Миша снял пиджак, расстегнул на правой руке манжету рубашки. Закатал рукав. Высокая немолодая медсестра вскрыла пакет с одноразовыми внутривенными иглами. Кажется, она же брала у него кровь год назад? У медсестры был низкий голос, уложенные в гладкую прическу темные волосы с примесью седины под зеленой шапочкой; в целом, вид она имела профессионально-успокаивающий, точно транквилизатор.
«Мать Игоря тоже работала медсестрой в процедурном кабинете», – отчего-то вспомнил Миша. Резиновый жгут, точно оранжевая тугая змея, охлестнул его плечо.
– Поработайте кулаком.
Миша, приученный к этому действию предыдущими обследованиями, начал послушно сжимать и разжимать кулак, глядя в сторону – на белый застекленный шкафчик, внутри которого кучковалось непонятное медицинское оборудование. Смотреть на собственную бледную, покрытую веснушками руку, в которую должна вонзиться игла, он избегал: так можно и сознание потерять! Журналистов считают людьми без нервов, прошедшими огонь, воду и медные трубы. Отчасти это так: в поисках материала для своих блестящих статей Миша не боялся общаться со своеобразными людьми и забредать в неприглядные места, особенно в молодости… Однако правда и то, что в некоторых вещах он болезненно слабонервен. Особенно в том, что касается здоровья.
– Теперь сожмите…
Миша чувствовал покалывание от внедряющегося под кожу инородного объекта – и закусывает губы. «Ничего страшного, – внушал он себе, – ничего страшного». И в то же время боль… и страх… и отвращение… Словно эта пустячная манипуляция, как и все, связанное с медициной, воскрешала в его памяти то, что он хотел бы там навеки похоронить. И завалить массивным надгробным камнем. И воткнуть еще осиновый кол, чтоб не вылезло…
Озерск… Мать Игоря… Друзья… Что-то здесь скрывалось крайне неприятное. Что-то, ставшее источником всех последующих страхов.
Не выдержав, Миша взглянул на свой распрямленный локтевой сгиб, в котором торчала толстая иголка. Из нее ручейком по стенке пробирки вилась вишнево-красная полоса. Непроизвольно он зажмурился.
– Все, держите ватку. Дайте я перебинтую, – голос медсестры остался таким же глубоким и успокаивающим. Миша подумал, что дома она, должно быть, разговаривает так же, как и на работе, что это профессиональная привычка, въевшаяся в плоть и кровь.
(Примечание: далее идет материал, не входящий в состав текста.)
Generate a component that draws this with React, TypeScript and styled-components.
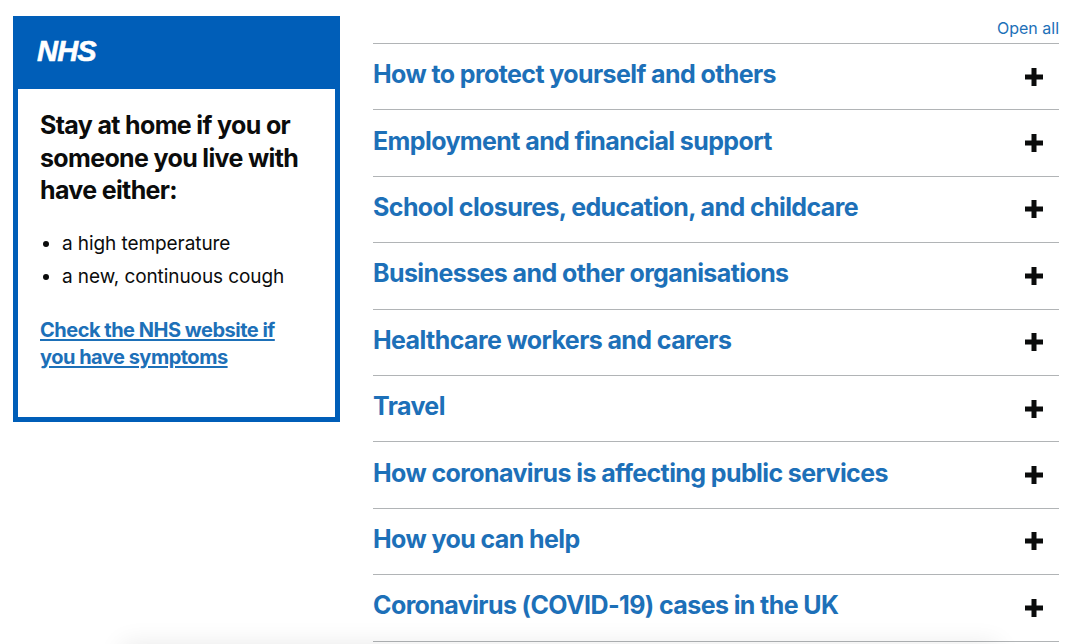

Не чувствуют ли себя ее родственники хронически больными?
Одеваться с перевязанной на локтевом сгибе рукой было трудно. Так и не застегнув рукав сорочки, Миша подхватил пиджак со спинки стула и покинул гостеприимный кабинет.
Только тут, в коридоре, он испытал странное чувство, брезжущее потерей сознания. Стены поликлиники потеряли очертания, прямоугольные желтоватые лампы на потолке размножились, затанцевали причудливый хоровод. Чтобы не упасть, Миша отступил к стене, нащупал рукой стул и буквально рухнул на него.
И в этом состоянии – на грани отчетливого сознания и обморочного бреда – внезапно нарисовались давно забытые сцены. Те, которые он гнал от себя столько времени. Те, которые, как он ясно понимал, вынудили его вести тот образ жизни, который он ведет сейчас…
Москва. Не эта, комфортная, приветливая к нему Москва, где он известный журналист – нет, другая, жестокая и бесприютная. Они, четверо провинциалов, сдают вступительные экзамены, однако выкроили время, чтобы прийти сюда, на междугородный переговорный пункт. Мише с безжалостной отчетливостью представилось летнее солнце, отчаянно сверкающее в стеклах кабинок для телефонных переговоров. Тогда, в эпоху, еще и не грезившую Интернетом и мобильниками, кабинки эти делались солидно, из дерева; внутри имелась полочка, на которой стоял телефон, а вот присесть было некуда, да и незачем, их невеликих средств достаточно было лишь на короткий разговор.